Saturday, 19 March 2011

Famous Geneticist

James D. Watson (From Wikipedia)

James Dewey Watson (born April 6, 1928) is an American
molecular biologist, geneticist, and zoologist, best known as one of the co-discoverers of the structure of DNA with Francis Crick, in 1953. Watson, Francis Crick, and Maurice Wilkins were awarded the 1962 Nobel Prize in Physiology or Medicine "for their discoveries concerning the molecular structure of nucleic acids and its significance for information transfer in living material".[2] He studied at the University of Chicago and Indiana University and subsequently worked at the University of Cambridge's Cavendish Laboratory in England, where he first met his future collaborator and personal friend Francis Crick.

In 1956, Watson became a junior member of
Harvard University's Biological Laboratories, holding this position until 1976, promoting research in molecular biology. Between 1988 and 1992, Watson was associated with the National Institutes of Health, helping to establish the Human Genome Project. Watson has written many science books, including the seminal textbook The Molecular Biology of the Gene (1965) and his bestselling book The Double Helix (1968) about the DNA structure discovery.
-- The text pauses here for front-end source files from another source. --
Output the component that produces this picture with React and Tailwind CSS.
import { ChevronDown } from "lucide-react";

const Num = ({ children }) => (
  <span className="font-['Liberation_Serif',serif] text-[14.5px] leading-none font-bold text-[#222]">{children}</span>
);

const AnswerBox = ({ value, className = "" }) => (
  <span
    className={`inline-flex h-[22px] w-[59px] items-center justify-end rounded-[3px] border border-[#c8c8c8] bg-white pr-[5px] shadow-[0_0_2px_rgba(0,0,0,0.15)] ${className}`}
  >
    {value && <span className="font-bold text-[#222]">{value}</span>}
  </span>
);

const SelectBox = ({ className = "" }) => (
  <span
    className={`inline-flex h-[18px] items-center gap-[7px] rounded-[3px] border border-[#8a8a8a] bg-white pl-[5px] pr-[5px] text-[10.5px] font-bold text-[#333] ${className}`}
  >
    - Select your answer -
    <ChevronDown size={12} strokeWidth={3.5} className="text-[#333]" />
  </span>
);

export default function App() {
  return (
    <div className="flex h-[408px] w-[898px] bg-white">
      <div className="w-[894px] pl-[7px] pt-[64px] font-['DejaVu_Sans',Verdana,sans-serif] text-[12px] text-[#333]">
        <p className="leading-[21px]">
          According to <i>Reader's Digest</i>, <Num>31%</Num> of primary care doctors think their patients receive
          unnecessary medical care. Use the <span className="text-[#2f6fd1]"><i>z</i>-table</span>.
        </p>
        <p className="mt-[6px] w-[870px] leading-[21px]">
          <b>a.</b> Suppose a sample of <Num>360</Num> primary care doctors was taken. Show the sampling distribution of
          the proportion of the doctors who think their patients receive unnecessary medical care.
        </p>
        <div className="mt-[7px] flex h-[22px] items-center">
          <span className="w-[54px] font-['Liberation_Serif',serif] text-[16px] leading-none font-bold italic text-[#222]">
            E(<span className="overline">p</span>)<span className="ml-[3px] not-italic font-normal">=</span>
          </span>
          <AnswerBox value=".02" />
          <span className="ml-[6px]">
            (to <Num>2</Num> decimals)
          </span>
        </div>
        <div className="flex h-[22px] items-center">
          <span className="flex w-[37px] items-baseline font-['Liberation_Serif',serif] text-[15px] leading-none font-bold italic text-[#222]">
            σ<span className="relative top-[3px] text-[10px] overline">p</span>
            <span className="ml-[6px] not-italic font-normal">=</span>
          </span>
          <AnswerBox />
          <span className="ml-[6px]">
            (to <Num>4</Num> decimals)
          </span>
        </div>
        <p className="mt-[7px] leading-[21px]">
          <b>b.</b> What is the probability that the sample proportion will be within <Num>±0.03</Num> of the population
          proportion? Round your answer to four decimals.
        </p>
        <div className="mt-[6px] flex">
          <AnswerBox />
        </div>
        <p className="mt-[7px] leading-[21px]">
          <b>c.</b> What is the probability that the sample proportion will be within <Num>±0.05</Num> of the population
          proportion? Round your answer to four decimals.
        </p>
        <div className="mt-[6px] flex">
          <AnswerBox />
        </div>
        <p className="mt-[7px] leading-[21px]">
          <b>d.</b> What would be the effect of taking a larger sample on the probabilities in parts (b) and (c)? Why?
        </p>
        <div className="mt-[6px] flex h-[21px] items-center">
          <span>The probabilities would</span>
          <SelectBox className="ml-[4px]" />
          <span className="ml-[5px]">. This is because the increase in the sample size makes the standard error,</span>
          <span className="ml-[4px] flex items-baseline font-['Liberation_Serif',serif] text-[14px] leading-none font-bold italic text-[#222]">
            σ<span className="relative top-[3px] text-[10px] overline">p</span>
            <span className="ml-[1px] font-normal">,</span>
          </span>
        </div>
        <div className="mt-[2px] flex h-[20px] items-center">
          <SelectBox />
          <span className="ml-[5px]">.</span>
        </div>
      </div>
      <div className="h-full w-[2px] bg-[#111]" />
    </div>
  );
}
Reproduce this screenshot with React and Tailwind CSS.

From 1968 he served as director of
Cold Spring Harbor Laboratory (CSHL) on Long Island, New York, greatly expanding its level of funding and research. At CSHL, he shifted his research emphasis to the study of cancer. In 1994, he became its president for ten years, and then subsequently he served as its chancellor until 2007, when he resigned, due to a controversy over comments he made claiming black Africans were on average less intelligent than whites during an interview.[3]






Francis Crick (From Wikipedia)


Francis Harry Compton Crick OM FRS (8 June 1916 – 28 July 2004) was an English molecular biologist, biophysicist, andneuroscientist, and most noted for being one of two co-discoverers of the structure of the DNA molecule in 1953, together with James D. Watson. He, Watson and Maurice Wilkins were jointly awarded the 1962 Nobel Prize for Physiology or Medicine "for their discoveries concerning the molecular structure of nucleic acids and its significance for information transfer in living material".[1]


Crick was an important theoretical molecular biologist and played a crucial role in research related to revealing the genetic code. He is widely known for use of the term “central dogma” to summarize an idea that genetic information flow in cells is essentially one-way, from DNA to RNA to protein.[2]


During the remainder of his career, he held the post of J.W. Kieckhefer Distinguished Research Professor at the Salk Institute for Biological Studies in La Jolla, California. His later research centered on theoretical neurobiology and attempts to advance the scientific study of human consciousness. He remained in this post until his death; "he was editing a manuscript on his death bed, a scientist until the bitter end" said Christof Koch.[3]